- **Problem details**
Gather up all lines that carry the word "screenshot".

- **Exercise material**
▬▬▬

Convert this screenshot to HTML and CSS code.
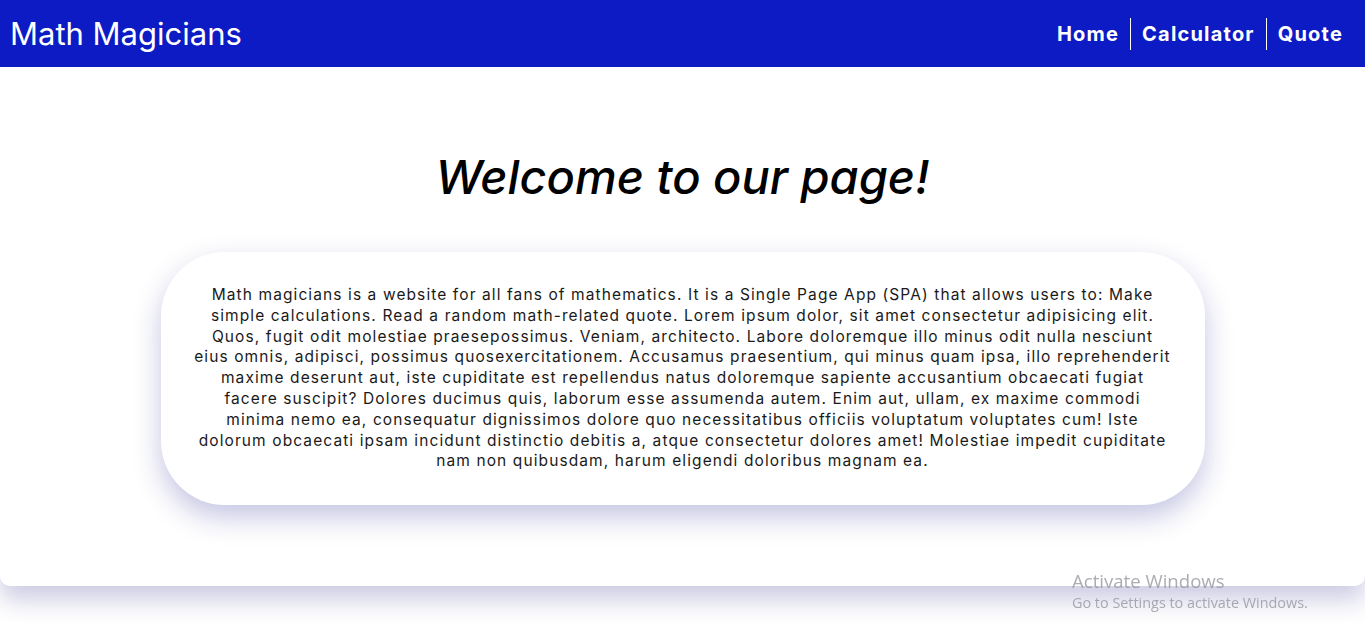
FILE: index.html
```html
<!DOCTYPE html>
<html lang="en">
<head>
<meta charset="utf-8">
<title>Math Magicians</title>
<link rel="stylesheet" href="styles.css">
</head>
<body>
<div class="page">
  <header class="navbar">
    <h1 class="logo">Math Magicians</h1>
    <nav class="links">
      <a href="#" class="link">Home</a>
      <a href="#" class="link">Calculator</a>
      <a href="#" class="link">Quote</a>
    </nav>
  </header>
  <main class="home">
    <h2 class="title">Welcome to our page!</h2>
    <div class="card">
      <p class="text">Math magicians is a website for all fans of mathematics. It is a Single Page App (SPA) that allows users to: Make simple calculations. Read a random math-related quote. Lorem ipsum dolor, sit amet consectetur adipisicing elit. Quos, fugit odit molestiae praesepossimus. Veniam, architecto. Labore doloremque illo minus odit nulla nesciunt eius omnis, adipisci, possimus quosexercitationem. Accusamus praesentium, qui minus quam ipsa, illo reprehenderit maxime deserunt aut, iste cupiditate est repellendus natus doloremque sapiente accusantium obcaecati fugiat facere suscipit? Dolores ducimus quis, laborum esse assumenda autem. Enim aut, ullam, ex maxime commodi minima nemo ea, consequatur dignissimos dolore quo necessitatibus officiis voluptatum voluptates cum! Iste dolorum obcaecati ipsam incidunt distinctio debitis a, atque consectetur dolores amet! Molestiae impedit cupiditate nam non quibusdam, harum eligendi doloribus magnam ea.</p>
    </div>
  </main>
</div>
<div class="watermark">
  <div class="wm-title">Activate Windows</div>
  <div class="wm-sub">Go to Settings to activate Windows.</div>
</div>
</body>
</html>
```
FILE: styles.css
```css
* { box-sizing: border-box; }
html, body { margin: 0; padding: 0; background: #fff; }
body { font-family: Inter, "Noto Sans", sans-serif; overflow: hidden; height: 636px; }

.page {
  background: #fff;
  border-radius: 0 0 10px 10px;
  box-shadow: 0 14px 24px rgba(40, 40, 140, 0.24);
  height: 586px;
}

.navbar {
  height: 67px;
  background: #0c1bc4;
  display: flex;
  align-items: center;
  justify-content: space-between;
  padding: 0 10px 0 10px;
}
.logo {
  margin: 0;
  color: #fff;
  font-size: 31px;
  font-weight: 400;
  letter-spacing: 0;
}
.links { display: flex; align-items: center; padding-right: 1px; }
.link {
  color: #fff;
  text-decoration: none;
  font-weight: 700;
  font-size: 20px;
  letter-spacing: 1.2px;
  padding: 3px 11px;
  line-height: 26px;
  border-left: 1px solid #fff;
}
.link:first-child { border-left: none; }

.home {
  display: flex;
  flex-direction: column;
  align-items: center;
  padding-top: 80px;
}
.title {
  margin: 0;
  font-size: 47px;
  font-style: italic;
  font-weight: 500;
  line-height: 60px;
  color: #000;
}
.card {
  margin-top: 45px;
  width: 1044px;
  height: 253px;
  border-radius: 64px;
  background: #fff;
  box-shadow: 0 12px 28px rgba(40, 40, 150, 0.27);
  padding: 33px 33px;
}
.text {
  margin: 0;
  text-align: center;
  font-size: 15.5px;
  line-height: 20.8px;
  letter-spacing: 1.1px;
  color: #1a1a1a;
}

.watermark {
  position: fixed;
  left: 1072px;
  top: 570px;
  color: rgba(150, 150, 160, 0.8);
  font-family: "Open Sans", sans-serif;
}
.wm-title { font-size: 18.6px; line-height: 22px; }
.wm-sub { font-size: 14.4px; line-height: 22px; }
```
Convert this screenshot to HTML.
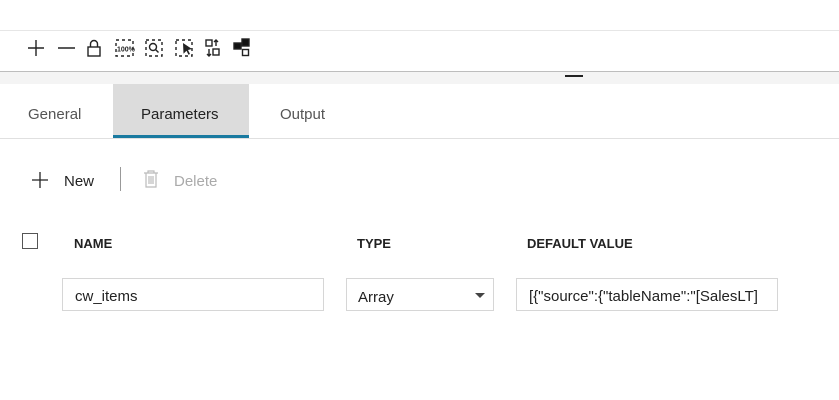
<!DOCTYPE html>
<html><head><meta charset="utf-8"><style>
body{margin:0;width:839px;height:400px;background:#fff;font-family:"Segoe UI","Liberation Sans",sans-serif;position:relative;overflow:hidden;color:#222}
.a{position:absolute}
.t{font-size:15px}
</style></head><body>
<div class="a" style="left:0;top:30px;width:839px;height:1px;background:#e6e6e6"></div>
<svg class="a" style="left:26px;top:36px" width="232" height="24" viewBox="0 0 232 24" fill="none" stroke="#222" stroke-width="1.4">
<path d="M10 4v16M2 12h16"/>
<path d="M32 12h17"/>
<rect x="62" y="11" width="12" height="9"/><path d="M64.5 11V8a3.5 3.5 0 0 1 7 0v3"/>
<g stroke-dasharray="3 3"><rect x="90" y="4" width="17" height="16"/><rect x="120" y="4" width="16" height="16"/><rect x="150" y="4" width="16" height="16"/></g>
<text x="91" y="15.5" font-size="7" fill="#222" stroke="none" font-family="Liberation Sans" font-weight="bold">100%</text>
<circle cx="127" cy="11" r="3.5"/><path d="M129.5 13.5l3 3"/>
<path d="M157 7l9 6-4 1 2 4-1.5.8-2-4-3 3z" fill="#222" stroke="none"/>
<rect x="180" y="4" width="6" height="6"/><rect x="187" y="13" width="6" height="6"/><path d="M183 13v7M181 18l2 2 2-2M190 10V4M188 6l2-2 2 2"/>
<rect x="208" y="7" width="7" height="6" fill="#111"/><rect x="216" y="3" width="7" height="7" fill="#111"/><rect x="216.5" y="13.5" width="6" height="6"/>
</svg>
<div class="a" style="left:0;top:71px;width:839px;height:1px;background:#bdbdbd"></div>
<div class="a" style="left:0;top:72px;width:839px;height:12px;background:#f4f4f4"></div>
<div class="a" style="left:565px;top:75px;width:18px;height:2px;background:#222"></div>
<div class="a" style="left:113px;top:84px;width:136px;height:52px;background:#dcdcdc"></div>
<div class="a" style="left:113px;top:135px;width:136px;height:3px;background:#1a7aa0"></div>
<div class="a" style="left:0;top:138px;width:839px;height:1px;background:#e0e0e0"></div>
<div class="a t" style="left:28px;top:106px;color:#555">General</div>
<div class="a t" style="left:141px;top:106px;color:#222">Parameters</div>
<div class="a t" style="left:280px;top:106px;color:#555">Output</div>
<svg class="a" style="left:30px;top:170px" width="20" height="20" fill="none" stroke="#222" stroke-width="1.3"><path d="M10 2v16M2 10h16"/></svg>
<div class="a t" style="left:64px;top:173px">New</div>
<div class="a" style="left:120px;top:167px;width:1px;height:24px;background:#999"></div>
<svg class="a" style="left:142px;top:169px" width="18" height="20" fill="none" stroke="#bbb" stroke-width="1.2"><path d="M2 4h14M6 4V2h6v2M4 4v14h10V4M7 7v8M9 7v8M11 7v8"/></svg>
<div class="a t" style="left:174px;top:173px;color:#aaa">Delete</div>
<div class="a" style="left:22px;top:233px;width:16px;height:16px;border:1px solid #555;box-sizing:border-box"></div>
<div class="a" style="left:74px;top:236px;font-size:13px;font-weight:bold;color:#222">NAME</div>
<div class="a" style="left:357px;top:236px;font-size:13px;font-weight:bold;color:#222">TYPE</div>
<div class="a" style="left:527px;top:236px;font-size:13px;font-weight:bold;color:#222">DEFAULT VALUE</div>
<div class="a" style="left:62px;top:278px;width:262px;height:33px;border:1px solid #d6d6d6;box-sizing:border-box"></div>
<div class="a t" style="left:75px;top:288px">cw_items</div>
<div class="a" style="left:346px;top:278px;width:148px;height:33px;border:1px solid #d6d6d6;box-sizing:border-box"></div>
<div class="a t" style="left:358px;top:289px">Array</div>
<svg class="a" style="left:475px;top:293px" width="10" height="6"><path d="M0 0h10L5 5z" fill="#444"/></svg>
<div class="a" style="left:516px;top:278px;width:262px;height:33px;border:1px solid #d6d6d6;box-sizing:border-box;overflow:hidden"></div>
<div class="a t" style="left:529px;top:288px;width:247px;overflow:hidden;white-space:nowrap">[{"source":{"tableName":"[SalesLT]</div>
</body></html>
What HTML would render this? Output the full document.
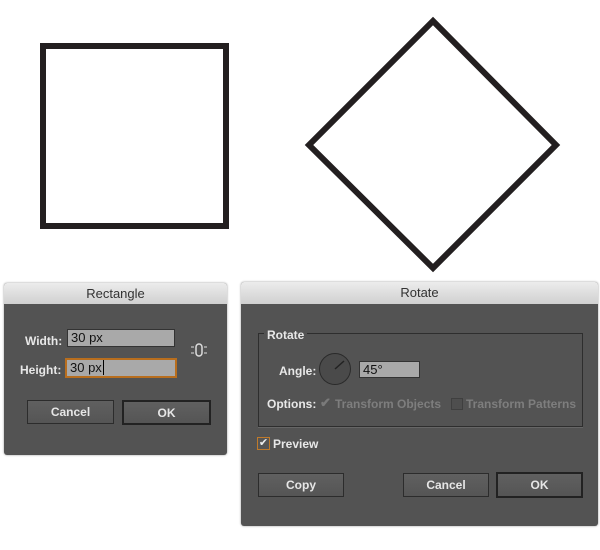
<!DOCTYPE html><html><head><style>
body{margin:0;width:600px;height:550px;background:#fff;position:relative;font-family:"Liberation Sans",sans-serif;overflow:hidden}
.a{position:absolute}
.dlg{position:absolute;background:#535353;border-radius:3px;box-shadow:0 0 2px #999}
.tb{position:absolute;left:0;right:0;top:0;height:21px;background:linear-gradient(#ececec,#d0d0d0);color:#333;font-size:13px;text-align:center;line-height:22px;border-radius:3px 3px 0 0}
.lbl{position:absolute;color:#e8e8e8;font-size:12px;font-weight:bold}
.fld{position:absolute;background:#a9a9a9;border:1px solid #333;color:#111;font-size:13px;box-sizing:border-box;padding-left:3px;line-height:15px}
.btn{position:absolute;background:linear-gradient(#606060,#555);border:1px solid #2c2c2c;box-sizing:border-box;color:#e6e6e6;font-size:12px;font-weight:bold;text-align:center;line-height:22px}
</style></head><body>
<svg class="a" style="left:0;top:0" width="600" height="280">
<rect x="43" y="46" width="183" height="180" fill="none" stroke="#231f20" stroke-width="6"/>
<polygon points="433,21 556,145 433,268 309,145" fill="none" stroke="#231f20" stroke-width="6"/>
</svg>
<div class="dlg" style="left:4px;top:283px;width:223px;height:172px">
<div class="tb">Rectangle</div>
<div class="lbl" style="left:21px;top:51px">Width:</div>
<div class="fld" style="left:63px;top:46px;width:108px;height:18px">30 px</div>
<div class="lbl" style="left:16px;top:80px">Height:</div>
<div class="fld" style="left:61px;top:75px;width:112px;height:20px;border:2px solid #b86e1e;line-height:15px">30 px<span style="border-left:1px solid #000;margin-left:1px"></span></div>
<svg class="a" style="left:186px;top:59px" width="18" height="16"><rect x="6" y="2" width="6" height="12" rx="3" fill="none" stroke="#ddd" stroke-width="1.5"/><g stroke="#ddd" stroke-width="1"><line x1="1" y1="5" x2="4" y2="5"/><line x1="1" y1="11" x2="4" y2="11"/><line x1="14" y1="5" x2="17" y2="5"/><line x1="14" y1="11" x2="17" y2="11"/></g></svg>
<div class="btn" style="left:23px;top:117px;width:87px;height:24px">Cancel</div>
<div class="btn" style="left:118px;top:117px;width:89px;height:25px;border:2px solid #222">OK</div>
</div>
<div class="dlg" style="left:241px;top:282px;width:357px;height:244px">
<div class="tb" style="height:22px">Rotate</div>
<div class="a" style="left:17px;top:51px;width:323px;height:92px;border:1px solid #2e2e2e;box-shadow:0 1px 0 #666"></div>
<div class="lbl" style="left:23px;top:46px;background:#535353;padding:0 3px">Rotate</div>
<div class="lbl" style="left:38px;top:82px">Angle:</div>
<div class="a" style="left:78px;top:71px;width:30px;height:30px;border-radius:50%;background:#4a4a4a;border:1px solid #2a2a2a"></div>
<svg class="a" style="left:78px;top:71px" width="32" height="32"><line x1="16" y1="16" x2="25" y2="8" stroke="#222" stroke-width="1.5"/></svg>
<div class="fld" style="left:118px;top:79px;width:61px;height:17px">45°</div>
<div class="lbl" style="left:26px;top:115px">Options:</div>
<div class="lbl" style="left:79px;top:113px;color:#7a7a7a;font-size:13px">✔</div>
<div class="lbl" style="left:94px;top:115px;color:#7e7e7e;font-weight:bold">Transform Objects</div>
<div class="a" style="left:210px;top:116px;width:10px;height:10px;border:1px solid #3f3f3f;background:#4e4e4e"></div>
<div class="lbl" style="left:225px;top:115px;color:#7e7e7e">Transform Patterns</div>
<div class="a" style="left:16px;top:155px;width:11px;height:11px;border:1px solid #c07a2a;background:#555;color:#eee;font-size:11px;line-height:11px;text-align:center">✔</div>
<div class="lbl" style="left:32px;top:155px">Preview</div>
<div class="btn" style="left:17px;top:191px;width:86px;height:24px">Copy</div>
<div class="btn" style="left:162px;top:191px;width:86px;height:24px">Cancel</div>
<div class="btn" style="left:255px;top:190px;width:87px;height:26px;border:2px solid #222">OK</div>
</div>
</body></html>
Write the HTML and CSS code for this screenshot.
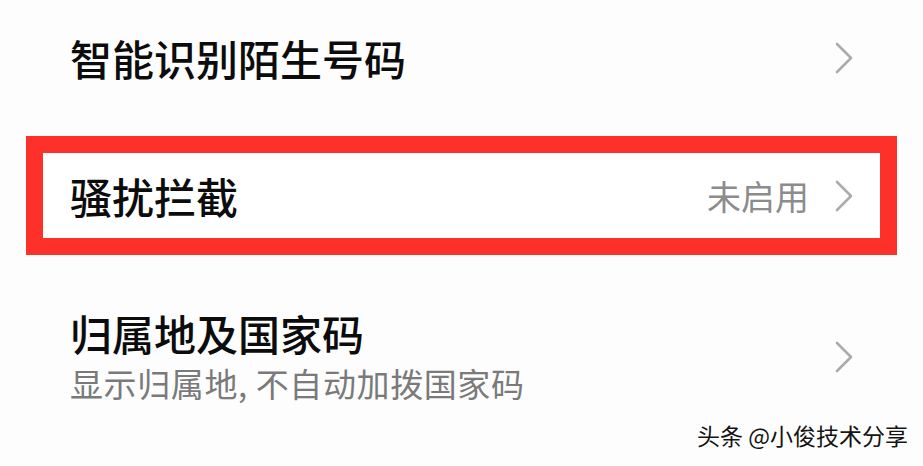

▬▬▬

- **Reply to the task**
Convert this screenshot to HTML and CSS code.
Convert this screenshot to HTML.
Write the HTML and CSS code for this screenshot.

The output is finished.